_YOUR INSTRUCTIONS:_ Select the lines of the records containing the word "full" and list them.

_EXERCISE MATERIAL:_
⁂

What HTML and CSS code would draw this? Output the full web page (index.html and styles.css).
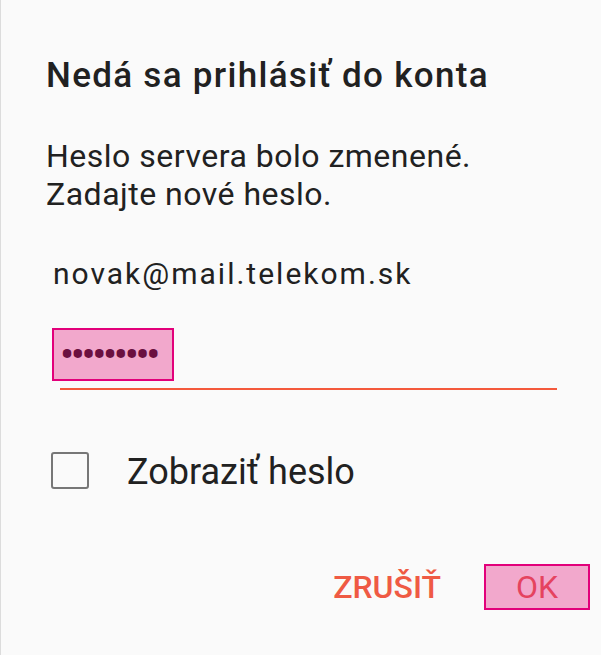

⁂

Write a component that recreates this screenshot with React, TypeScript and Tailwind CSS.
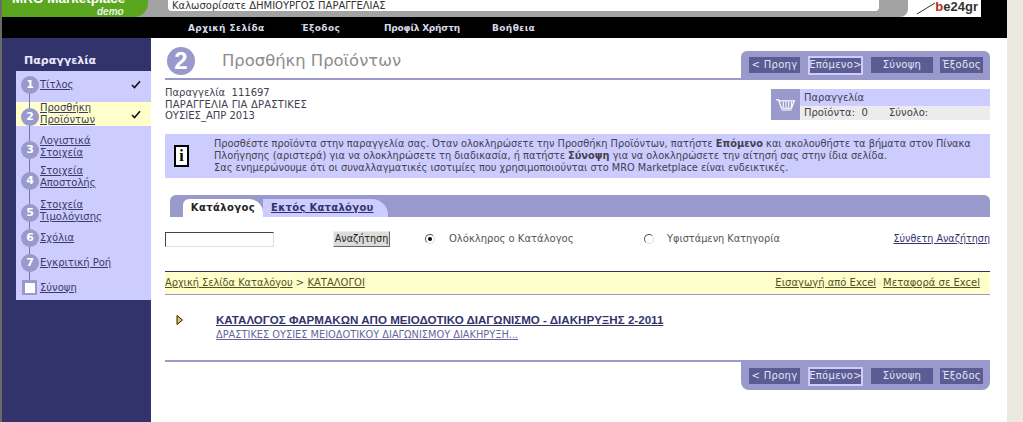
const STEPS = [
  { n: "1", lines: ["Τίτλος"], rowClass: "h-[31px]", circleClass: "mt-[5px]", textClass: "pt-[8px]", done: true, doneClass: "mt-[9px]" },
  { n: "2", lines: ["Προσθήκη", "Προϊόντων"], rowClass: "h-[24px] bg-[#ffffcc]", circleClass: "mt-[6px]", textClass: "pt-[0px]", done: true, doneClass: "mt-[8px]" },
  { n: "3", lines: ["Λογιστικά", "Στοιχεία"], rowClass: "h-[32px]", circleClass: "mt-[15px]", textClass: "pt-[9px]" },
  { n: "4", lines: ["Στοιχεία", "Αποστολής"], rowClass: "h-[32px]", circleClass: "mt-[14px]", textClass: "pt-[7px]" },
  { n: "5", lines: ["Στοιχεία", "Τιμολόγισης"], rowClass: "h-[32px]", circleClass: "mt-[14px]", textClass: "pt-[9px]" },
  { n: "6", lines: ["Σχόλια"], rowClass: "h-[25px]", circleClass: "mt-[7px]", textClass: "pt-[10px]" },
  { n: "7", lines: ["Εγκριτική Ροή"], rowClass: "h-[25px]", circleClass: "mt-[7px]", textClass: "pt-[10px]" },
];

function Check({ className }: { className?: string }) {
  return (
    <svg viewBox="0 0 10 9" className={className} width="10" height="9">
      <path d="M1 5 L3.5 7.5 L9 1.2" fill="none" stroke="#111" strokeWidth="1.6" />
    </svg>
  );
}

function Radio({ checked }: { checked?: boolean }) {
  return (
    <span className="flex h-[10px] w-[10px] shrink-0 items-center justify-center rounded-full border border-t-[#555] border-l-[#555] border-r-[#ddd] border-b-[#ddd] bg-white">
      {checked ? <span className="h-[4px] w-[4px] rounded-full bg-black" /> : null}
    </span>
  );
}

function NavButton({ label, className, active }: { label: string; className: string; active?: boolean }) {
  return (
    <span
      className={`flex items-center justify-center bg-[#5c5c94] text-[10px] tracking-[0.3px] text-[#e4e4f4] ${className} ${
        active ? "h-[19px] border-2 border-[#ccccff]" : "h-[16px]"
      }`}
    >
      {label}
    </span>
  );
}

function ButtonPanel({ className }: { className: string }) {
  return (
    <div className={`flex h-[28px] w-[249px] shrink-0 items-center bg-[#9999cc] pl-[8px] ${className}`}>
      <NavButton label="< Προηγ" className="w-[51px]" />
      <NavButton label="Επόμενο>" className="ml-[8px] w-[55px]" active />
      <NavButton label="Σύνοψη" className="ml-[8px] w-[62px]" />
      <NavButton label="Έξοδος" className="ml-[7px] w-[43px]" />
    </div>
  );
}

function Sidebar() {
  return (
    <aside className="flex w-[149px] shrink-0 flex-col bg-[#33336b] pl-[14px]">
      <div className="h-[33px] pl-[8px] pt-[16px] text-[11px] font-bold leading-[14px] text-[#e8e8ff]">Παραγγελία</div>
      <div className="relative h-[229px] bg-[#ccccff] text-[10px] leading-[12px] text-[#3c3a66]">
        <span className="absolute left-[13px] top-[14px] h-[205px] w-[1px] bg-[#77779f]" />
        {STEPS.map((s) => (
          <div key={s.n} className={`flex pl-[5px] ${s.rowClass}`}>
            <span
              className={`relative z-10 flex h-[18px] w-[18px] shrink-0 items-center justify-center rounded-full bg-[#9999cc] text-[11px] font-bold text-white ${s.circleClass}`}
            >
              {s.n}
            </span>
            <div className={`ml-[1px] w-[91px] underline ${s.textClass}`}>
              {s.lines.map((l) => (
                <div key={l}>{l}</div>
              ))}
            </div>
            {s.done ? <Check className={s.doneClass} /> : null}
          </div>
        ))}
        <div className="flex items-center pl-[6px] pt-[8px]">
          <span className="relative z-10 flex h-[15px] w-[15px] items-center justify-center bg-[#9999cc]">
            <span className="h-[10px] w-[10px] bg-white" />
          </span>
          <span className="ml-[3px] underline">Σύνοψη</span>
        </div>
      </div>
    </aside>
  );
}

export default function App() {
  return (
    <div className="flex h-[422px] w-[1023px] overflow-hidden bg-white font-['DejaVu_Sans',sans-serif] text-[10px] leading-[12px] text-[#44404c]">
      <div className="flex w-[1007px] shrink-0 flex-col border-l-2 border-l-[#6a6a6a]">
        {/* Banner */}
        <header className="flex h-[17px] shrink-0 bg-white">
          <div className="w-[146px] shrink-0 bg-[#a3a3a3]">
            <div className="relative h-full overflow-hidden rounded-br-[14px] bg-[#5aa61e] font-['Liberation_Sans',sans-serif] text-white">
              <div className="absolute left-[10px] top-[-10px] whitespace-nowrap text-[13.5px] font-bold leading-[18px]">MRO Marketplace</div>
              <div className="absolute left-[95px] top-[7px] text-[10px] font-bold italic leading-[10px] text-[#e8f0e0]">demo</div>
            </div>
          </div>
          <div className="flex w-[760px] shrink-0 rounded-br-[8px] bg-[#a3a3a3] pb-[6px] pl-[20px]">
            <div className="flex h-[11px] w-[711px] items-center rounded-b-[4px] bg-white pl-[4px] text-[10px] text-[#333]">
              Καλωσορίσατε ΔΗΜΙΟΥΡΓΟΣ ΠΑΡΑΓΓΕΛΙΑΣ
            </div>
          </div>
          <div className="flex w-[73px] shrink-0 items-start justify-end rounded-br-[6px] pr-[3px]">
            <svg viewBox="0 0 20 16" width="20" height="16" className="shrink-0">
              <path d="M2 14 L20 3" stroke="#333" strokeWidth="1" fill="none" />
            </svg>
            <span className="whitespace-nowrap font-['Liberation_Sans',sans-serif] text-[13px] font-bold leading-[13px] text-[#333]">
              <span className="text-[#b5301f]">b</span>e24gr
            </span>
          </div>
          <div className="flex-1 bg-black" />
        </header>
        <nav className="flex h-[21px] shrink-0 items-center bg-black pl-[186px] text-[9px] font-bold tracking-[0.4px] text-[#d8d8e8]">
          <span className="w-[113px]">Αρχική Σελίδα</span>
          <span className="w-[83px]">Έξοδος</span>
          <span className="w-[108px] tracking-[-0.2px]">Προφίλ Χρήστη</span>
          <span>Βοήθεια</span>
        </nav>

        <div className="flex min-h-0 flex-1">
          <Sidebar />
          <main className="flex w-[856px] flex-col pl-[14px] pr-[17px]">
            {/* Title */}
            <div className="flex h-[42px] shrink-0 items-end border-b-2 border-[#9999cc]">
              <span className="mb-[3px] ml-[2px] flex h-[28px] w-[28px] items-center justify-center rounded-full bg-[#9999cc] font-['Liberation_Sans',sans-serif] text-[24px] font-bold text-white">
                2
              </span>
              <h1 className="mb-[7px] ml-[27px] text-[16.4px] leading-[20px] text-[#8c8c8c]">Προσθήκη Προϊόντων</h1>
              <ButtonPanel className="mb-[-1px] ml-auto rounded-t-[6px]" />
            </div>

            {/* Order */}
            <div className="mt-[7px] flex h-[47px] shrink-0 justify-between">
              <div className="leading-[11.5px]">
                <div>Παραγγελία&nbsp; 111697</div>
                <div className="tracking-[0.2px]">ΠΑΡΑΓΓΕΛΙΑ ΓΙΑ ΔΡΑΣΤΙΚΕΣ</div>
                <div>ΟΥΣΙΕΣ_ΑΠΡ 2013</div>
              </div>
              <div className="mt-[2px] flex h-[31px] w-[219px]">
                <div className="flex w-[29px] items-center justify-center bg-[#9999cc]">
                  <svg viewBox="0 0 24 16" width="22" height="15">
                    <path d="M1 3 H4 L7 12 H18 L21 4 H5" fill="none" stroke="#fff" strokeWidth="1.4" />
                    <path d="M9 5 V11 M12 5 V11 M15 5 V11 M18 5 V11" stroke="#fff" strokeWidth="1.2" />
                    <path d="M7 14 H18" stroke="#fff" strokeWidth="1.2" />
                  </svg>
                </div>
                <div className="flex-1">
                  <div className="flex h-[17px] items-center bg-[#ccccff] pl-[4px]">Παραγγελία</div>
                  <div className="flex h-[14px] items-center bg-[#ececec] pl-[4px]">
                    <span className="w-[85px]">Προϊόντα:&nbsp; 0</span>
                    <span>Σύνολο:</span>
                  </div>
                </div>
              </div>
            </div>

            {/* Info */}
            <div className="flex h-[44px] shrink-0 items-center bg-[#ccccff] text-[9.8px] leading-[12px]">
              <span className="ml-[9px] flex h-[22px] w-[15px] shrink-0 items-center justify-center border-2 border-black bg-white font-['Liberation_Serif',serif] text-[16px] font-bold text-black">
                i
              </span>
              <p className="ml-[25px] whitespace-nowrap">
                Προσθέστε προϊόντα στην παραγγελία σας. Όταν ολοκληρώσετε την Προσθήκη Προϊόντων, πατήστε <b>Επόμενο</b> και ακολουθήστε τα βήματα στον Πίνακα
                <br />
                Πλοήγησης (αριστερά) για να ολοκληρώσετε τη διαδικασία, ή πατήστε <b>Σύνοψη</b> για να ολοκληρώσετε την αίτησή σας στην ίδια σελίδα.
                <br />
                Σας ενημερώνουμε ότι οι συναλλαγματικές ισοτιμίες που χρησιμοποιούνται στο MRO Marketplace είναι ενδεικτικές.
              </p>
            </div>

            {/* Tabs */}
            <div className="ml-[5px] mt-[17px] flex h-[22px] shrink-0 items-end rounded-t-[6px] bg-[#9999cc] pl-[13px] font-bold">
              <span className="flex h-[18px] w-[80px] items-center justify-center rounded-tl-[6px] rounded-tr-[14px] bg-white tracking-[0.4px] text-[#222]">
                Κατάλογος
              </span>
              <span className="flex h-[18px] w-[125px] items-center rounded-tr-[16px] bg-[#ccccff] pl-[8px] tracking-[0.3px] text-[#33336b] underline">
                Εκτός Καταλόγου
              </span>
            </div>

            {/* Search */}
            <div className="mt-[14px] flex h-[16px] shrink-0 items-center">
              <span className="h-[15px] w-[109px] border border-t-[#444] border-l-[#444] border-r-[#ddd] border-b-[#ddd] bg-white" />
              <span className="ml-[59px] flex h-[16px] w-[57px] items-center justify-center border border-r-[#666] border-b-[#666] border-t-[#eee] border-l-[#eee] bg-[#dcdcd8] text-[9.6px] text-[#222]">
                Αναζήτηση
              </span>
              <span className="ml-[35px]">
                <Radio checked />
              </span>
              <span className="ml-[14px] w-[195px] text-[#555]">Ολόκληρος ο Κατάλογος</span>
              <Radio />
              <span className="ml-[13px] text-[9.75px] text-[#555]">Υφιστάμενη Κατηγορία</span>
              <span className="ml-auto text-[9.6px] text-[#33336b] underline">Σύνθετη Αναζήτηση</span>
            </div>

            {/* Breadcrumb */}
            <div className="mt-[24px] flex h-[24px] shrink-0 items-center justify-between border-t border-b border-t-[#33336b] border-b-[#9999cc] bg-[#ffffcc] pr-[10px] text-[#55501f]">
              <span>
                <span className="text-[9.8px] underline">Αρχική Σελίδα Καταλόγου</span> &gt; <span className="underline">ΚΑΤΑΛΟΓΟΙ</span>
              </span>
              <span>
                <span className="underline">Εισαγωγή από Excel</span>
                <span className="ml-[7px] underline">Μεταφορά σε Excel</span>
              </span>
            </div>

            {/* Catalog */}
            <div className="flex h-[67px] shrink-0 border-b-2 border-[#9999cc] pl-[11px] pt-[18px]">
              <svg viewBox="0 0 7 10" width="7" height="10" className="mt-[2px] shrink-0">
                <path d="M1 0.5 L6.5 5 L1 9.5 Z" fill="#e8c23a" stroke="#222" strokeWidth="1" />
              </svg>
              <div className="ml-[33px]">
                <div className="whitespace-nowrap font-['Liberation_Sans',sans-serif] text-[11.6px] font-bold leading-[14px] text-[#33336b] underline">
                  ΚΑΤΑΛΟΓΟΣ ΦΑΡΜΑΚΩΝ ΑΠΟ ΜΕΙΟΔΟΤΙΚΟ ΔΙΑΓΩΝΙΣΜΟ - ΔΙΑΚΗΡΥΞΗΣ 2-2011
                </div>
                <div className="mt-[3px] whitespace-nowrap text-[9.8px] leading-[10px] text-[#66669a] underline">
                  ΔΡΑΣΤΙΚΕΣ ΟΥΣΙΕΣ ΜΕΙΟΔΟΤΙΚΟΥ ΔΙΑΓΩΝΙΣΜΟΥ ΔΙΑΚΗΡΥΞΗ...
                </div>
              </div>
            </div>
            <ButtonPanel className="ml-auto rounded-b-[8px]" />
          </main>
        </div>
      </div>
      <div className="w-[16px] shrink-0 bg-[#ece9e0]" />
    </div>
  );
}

⁂

_RESULT BELOW:_
What HTML and CSS code would draw this? Output the full web page (index.html and styles.css).
    <span className="flex h-[10px] w-[10px] shrink-0 items-center justify-center rounded-full border border-t-[#555] border-l-[#555] border-r-[#ddd] border-b-[#ddd] bg-white">
      {checked ? <span className="h-[4px] w-[4px] rounded-full bg-black" /> : null}
              className={`relative z-10 flex h-[18px] w-[18px] shrink-0 items-center justify-center rounded-full bg-[#9999cc] text-[11px] font-bold text-white ${s.circleClass}`}
            <div className="relative h-full overflow-hidden rounded-br-[14px] bg-[#5aa61e] font-['Liberation_Sans',sans-serif] text-white">
              <span className="mb-[3px] ml-[2px] flex h-[28px] w-[28px] items-center justify-center rounded-full bg-[#9999cc] font-['Liberation_Sans',sans-serif] text-[24px] font-bold text-white">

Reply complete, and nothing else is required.